• _Problem to solve_
From the listing that follows, output everything exactly except the pictures.

• _Source excerpt_
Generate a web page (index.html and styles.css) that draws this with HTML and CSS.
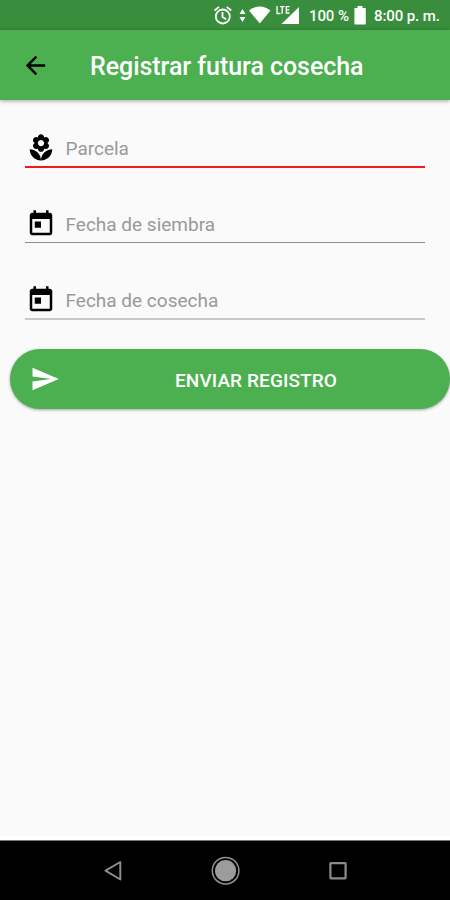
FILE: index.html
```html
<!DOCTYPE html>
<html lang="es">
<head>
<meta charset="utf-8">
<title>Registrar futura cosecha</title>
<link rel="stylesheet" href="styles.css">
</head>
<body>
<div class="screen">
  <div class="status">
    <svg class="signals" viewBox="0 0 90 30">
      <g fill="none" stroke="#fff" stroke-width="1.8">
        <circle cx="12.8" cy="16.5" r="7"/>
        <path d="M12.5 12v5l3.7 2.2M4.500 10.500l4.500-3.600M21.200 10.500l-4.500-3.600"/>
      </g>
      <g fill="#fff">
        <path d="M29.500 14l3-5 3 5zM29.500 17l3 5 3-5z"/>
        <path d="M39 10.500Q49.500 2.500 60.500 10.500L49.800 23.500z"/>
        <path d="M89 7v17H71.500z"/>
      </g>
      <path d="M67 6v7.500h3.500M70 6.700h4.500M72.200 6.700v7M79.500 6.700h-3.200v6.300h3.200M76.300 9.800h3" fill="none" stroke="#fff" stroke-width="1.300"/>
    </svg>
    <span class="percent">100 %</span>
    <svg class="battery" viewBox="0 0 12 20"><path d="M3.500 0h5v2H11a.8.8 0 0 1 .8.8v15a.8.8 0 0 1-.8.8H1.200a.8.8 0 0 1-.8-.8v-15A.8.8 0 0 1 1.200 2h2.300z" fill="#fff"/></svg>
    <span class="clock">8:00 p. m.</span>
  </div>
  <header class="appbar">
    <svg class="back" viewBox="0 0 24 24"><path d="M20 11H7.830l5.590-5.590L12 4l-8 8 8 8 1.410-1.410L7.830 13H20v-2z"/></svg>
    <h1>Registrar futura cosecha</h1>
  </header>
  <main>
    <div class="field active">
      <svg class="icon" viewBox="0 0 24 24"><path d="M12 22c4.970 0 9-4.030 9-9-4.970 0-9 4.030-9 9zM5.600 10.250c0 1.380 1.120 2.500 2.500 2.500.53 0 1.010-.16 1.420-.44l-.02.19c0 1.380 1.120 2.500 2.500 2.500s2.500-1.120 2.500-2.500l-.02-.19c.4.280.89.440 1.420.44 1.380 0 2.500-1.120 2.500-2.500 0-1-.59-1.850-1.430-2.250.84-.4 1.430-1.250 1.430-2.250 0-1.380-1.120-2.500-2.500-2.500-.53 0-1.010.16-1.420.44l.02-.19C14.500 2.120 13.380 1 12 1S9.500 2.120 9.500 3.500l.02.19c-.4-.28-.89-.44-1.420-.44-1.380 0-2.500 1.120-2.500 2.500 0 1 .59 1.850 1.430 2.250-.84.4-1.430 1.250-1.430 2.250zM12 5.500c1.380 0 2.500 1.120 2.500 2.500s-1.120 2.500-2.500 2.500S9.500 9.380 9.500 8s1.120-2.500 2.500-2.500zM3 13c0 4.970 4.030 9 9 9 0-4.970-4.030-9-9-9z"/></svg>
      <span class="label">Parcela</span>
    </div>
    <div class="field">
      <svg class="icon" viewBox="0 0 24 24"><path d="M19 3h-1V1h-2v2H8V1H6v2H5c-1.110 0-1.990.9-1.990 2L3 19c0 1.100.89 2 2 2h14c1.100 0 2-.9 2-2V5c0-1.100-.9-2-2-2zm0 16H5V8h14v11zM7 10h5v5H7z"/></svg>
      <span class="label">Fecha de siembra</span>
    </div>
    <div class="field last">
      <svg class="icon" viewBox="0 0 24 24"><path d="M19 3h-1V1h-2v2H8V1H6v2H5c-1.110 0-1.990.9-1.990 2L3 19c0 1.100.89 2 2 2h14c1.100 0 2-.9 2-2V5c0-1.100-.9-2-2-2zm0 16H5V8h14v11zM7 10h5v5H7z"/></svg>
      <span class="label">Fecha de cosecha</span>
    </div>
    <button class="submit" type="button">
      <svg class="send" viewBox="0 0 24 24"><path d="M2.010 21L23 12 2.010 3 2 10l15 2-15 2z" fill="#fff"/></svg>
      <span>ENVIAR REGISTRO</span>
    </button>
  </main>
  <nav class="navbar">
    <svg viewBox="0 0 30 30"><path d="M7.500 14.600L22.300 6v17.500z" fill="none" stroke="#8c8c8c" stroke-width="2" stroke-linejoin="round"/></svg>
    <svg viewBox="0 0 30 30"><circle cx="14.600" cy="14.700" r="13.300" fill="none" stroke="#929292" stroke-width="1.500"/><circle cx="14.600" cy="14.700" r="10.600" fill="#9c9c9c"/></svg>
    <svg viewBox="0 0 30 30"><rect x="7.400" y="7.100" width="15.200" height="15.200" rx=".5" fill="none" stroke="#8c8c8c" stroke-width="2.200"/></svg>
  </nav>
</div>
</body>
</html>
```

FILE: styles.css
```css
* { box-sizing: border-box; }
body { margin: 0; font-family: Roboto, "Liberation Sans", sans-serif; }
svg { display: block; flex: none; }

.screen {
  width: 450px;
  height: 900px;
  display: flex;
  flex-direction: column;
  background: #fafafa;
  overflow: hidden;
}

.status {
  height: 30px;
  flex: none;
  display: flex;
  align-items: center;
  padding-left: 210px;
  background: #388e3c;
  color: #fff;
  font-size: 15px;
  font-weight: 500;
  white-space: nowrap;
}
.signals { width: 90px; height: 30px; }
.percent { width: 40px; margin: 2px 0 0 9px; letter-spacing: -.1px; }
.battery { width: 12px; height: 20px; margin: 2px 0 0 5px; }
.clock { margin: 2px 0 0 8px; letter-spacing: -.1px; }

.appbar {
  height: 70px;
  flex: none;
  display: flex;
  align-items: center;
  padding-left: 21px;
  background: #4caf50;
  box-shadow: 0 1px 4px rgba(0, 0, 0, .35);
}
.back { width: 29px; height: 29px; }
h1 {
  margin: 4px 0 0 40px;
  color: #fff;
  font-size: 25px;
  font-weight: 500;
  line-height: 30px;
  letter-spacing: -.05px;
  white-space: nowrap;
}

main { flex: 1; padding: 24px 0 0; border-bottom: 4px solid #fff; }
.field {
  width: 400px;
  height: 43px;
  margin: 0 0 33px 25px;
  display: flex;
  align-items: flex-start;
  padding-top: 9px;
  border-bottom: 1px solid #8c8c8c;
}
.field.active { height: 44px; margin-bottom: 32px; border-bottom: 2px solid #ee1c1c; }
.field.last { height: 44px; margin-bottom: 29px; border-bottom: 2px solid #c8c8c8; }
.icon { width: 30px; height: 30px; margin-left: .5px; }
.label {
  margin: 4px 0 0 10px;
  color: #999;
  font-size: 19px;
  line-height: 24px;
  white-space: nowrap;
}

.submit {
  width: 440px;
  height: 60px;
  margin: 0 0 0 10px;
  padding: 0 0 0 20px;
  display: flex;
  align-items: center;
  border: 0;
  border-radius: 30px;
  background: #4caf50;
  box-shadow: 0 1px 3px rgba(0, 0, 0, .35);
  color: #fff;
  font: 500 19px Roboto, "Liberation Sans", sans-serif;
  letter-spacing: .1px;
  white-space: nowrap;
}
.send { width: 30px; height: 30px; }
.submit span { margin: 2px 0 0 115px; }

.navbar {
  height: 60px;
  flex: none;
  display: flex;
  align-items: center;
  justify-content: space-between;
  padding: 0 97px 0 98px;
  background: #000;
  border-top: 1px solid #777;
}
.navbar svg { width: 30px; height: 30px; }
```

• _Response to this exercise_
Generate a web page (index.html and styles.css) that draws this with HTML and CSS.
FILE: index.html
```html
<!DOCTYPE html>
<html lang="es">
<head>
<meta charset="utf-8">
<title>Registrar futura cosecha</title>
<link rel="stylesheet" href="styles.css">
</head>
<body>
<div class="screen">
  <div class="status">
    <svg class="signals" viewBox="0 0 90 30">
      <g fill="none" stroke="#fff" stroke-width="1.8">
        <circle cx="12.8" cy="16.5" r="7"/>
        <path d="M12.5 12v5l3.7 2.2M4.500 10.500l4.500-3.600M21.200 10.500l-4.500-3.600"/>
      </g>
      <g fill="#fff">
        <path d="M29.500 14l3-5 3 5zM29.500 17l3 5 3-5z"/>
        <path d="M39 10.500Q49.500 2.500 60.500 10.500L49.800 23.500z"/>
        <path d="M89 7v17H71.500z"/>
      </g>
      <path d="M67 6v7.500h3.500M70 6.700h4.500M72.200 6.700v7M79.500 6.700h-3.200v6.300h3.200M76.300 9.800h3" fill="none" stroke="#fff" stroke-width="1.300"/>
    </svg>
    <span class="percent">100 %</span>
    <svg class="battery" viewBox="0 0 12 20"><path d="M3.500 0h5v2H11a.8.8 0 0 1 .8.8v15a.8.8 0 0 1-.8.8H1.200a.8.8 0 0 1-.8-.8v-15A.8.8 0 0 1 1.200 2h2.300z" fill="#fff"/></svg>
    <span class="clock">8:00 p. m.</span>
  </div>
  <header class="appbar">
    <svg class="back" viewBox="0 0 24 24"><path d="M20 11H7.830l5.590-5.590L12 4l-8 8 8 8 1.410-1.410L7.830 13H20v-2z"/></svg>
    <h1>Registrar futura cosecha</h1>
  </header>
  <main>
    <div class="field active">
      <svg class="icon" viewBox="0 0 24 24"><path d="M12 22c4.970 0 9-4.030 9-9-4.970 0-9 4.030-9 9zM5.600 10.250c0 1.380 1.120 2.500 2.500 2.500.53 0 1.010-.16 1.420-.44l-.02.19c0 1.380 1.120 2.500 2.500 2.500s2.500-1.120 2.500-2.500l-.02-.19c.4.280.89.440 1.420.44 1.380 0 2.500-1.120 2.500-2.500 0-1-.59-1.850-1.430-2.250.84-.4 1.430-1.250 1.430-2.250 0-1.380-1.120-2.500-2.500-2.500-.53 0-1.010.16-1.420.44l.02-.19C14.500 2.120 13.380 1 12 1S9.500 2.120 9.500 3.500l.02.19c-.4-.28-.89-.44-1.420-.44-1.380 0-2.500 1.120-2.500 2.500 0 1 .59 1.850 1.430 2.250-.84.4-1.430 1.250-1.430 2.250zM12 5.500c1.380 0 2.500 1.120 2.500 2.500s-1.120 2.500-2.500 2.500S9.500 9.380 9.500 8s1.120-2.500 2.500-2.500zM3 13c0 4.970 4.030 9 9 9 0-4.970-4.030-9-9-9z"/></svg>
      <span class="label">Parcela</span>
    </div>
    <div class="field">
      <svg class="icon" viewBox="0 0 24 24"><path d="M19 3h-1V1h-2v2H8V1H6v2H5c-1.110 0-1.990.9-1.990 2L3 19c0 1.100.89 2 2 2h14c1.100 0 2-.9 2-2V5c0-1.100-.9-2-2-2zm0 16H5V8h14v11zM7 10h5v5H7z"/></svg>
      <span class="label">Fecha de siembra</span>
    </div>
    <div class="field last">
      <svg class="icon" viewBox="0 0 24 24"><path d="M19 3h-1V1h-2v2H8V1H6v2H5c-1.110 0-1.990.9-1.990 2L3 19c0 1.100.89 2 2 2h14c1.100 0 2-.9 2-2V5c0-1.100-.9-2-2-2zm0 16H5V8h14v11zM7 10h5v5H7z"/></svg>
      <span class="label">Fecha de cosecha</span>
    </div>
    <button class="submit" type="button">
      <svg class="send" viewBox="0 0 24 24"><path d="M2.010 21L23 12 2.010 3 2 10l15 2-15 2z" fill="#fff"/></svg>
      <span>ENVIAR REGISTRO</span>
    </button>
  </main>
  <nav class="navbar">
    <svg viewBox="0 0 30 30"><path d="M7.500 14.600L22.300 6v17.500z" fill="none" stroke="#8c8c8c" stroke-width="2" stroke-linejoin="round"/></svg>
    <svg viewBox="0 0 30 30"><circle cx="14.600" cy="14.700" r="13.300" fill="none" stroke="#929292" stroke-width="1.500"/><circle cx="14.600" cy="14.700" r="10.600" fill="#9c9c9c"/></svg>
    <svg viewBox="0 0 30 30"><rect x="7.400" y="7.100" width="15.200" height="15.200" rx=".5" fill="none" stroke="#8c8c8c" stroke-width="2.200"/></svg>
  </nav>
</div>
</body>
</html>
```

FILE: styles.css
```css
* { box-sizing: border-box; }
body { margin: 0; font-family: Roboto, "Liberation Sans", sans-serif; }
svg { display: block; flex: none; }

.screen {
  width: 450px;
  height: 900px;
  display: flex;
  flex-direction: column;
  background: #fafafa;
  overflow: hidden;
}

.status {
  height: 30px;
  flex: none;
  display: flex;
  align-items: center;
  padding-left: 210px;
  background: #388e3c;
  color: #fff;
  font-size: 15px;
  font-weight: 500;
  white-space: nowrap;
}
.signals { width: 90px; height: 30px; }
.percent { width: 40px; margin: 2px 0 0 9px; letter-spacing: -.1px; }
.battery { width: 12px; height: 20px; margin: 2px 0 0 5px; }
.clock { margin: 2px 0 0 8px; letter-spacing: -.1px; }

.appbar {
  height: 70px;
  flex: none;
  display: flex;
  align-items: center;
  padding-left: 21px;
  background: #4caf50;
  box-shadow: 0 1px 4px rgba(0, 0, 0, .35);
}
.back { width: 29px; height: 29px; }
h1 {
  margin: 4px 0 0 40px;
  color: #fff;
  font-size: 25px;
  font-weight: 500;
  line-height: 30px;
  letter-spacing: -.05px;
  white-space: nowrap;
}

main { flex: 1; padding: 24px 0 0; border-bottom: 4px solid #fff; }
.field {
  width: 400px;
  height: 43px;
  margin: 0 0 33px 25px;
  display: flex;
  align-items: flex-start;
  padding-top: 9px;
  border-bottom: 1px solid #8c8c8c;
}
.field.active { height: 44px; margin-bottom: 32px; border-bottom: 2px solid #ee1c1c; }
.field.last { height: 44px; margin-bottom: 29px; border-bottom: 2px solid #c8c8c8; }
.icon { width: 30px; height: 30px; margin-left: .5px; }
.label {
  margin: 4px 0 0 10px;
  color: #999;
  font-size: 19px;
  line-height: 24px;
  white-space: nowrap;
}

.submit {
  width: 440px;
  height: 60px;
  margin: 0 0 0 10px;
  padding: 0 0 0 20px;
  display: flex;
  align-items: center;
  border: 0;
  border-radius: 30px;
  background: #4caf50;
  box-shadow: 0 1px 3px rgba(0, 0, 0, .35);
  color: #fff;
  font: 500 19px Roboto, "Liberation Sans", sans-serif;
  letter-spacing: .1px;
  white-space: nowrap;
}
.send { width: 30px; height: 30px; }
.submit span { margin: 2px 0 0 115px; }

.navbar {
  height: 60px;
  flex: none;
  display: flex;
  align-items: center;
  justify-content: space-between;
  padding: 0 97px 0 98px;
  background: #000;
  border-top: 1px solid #777;
}
.navbar svg { width: 30px; height: 30px; }
```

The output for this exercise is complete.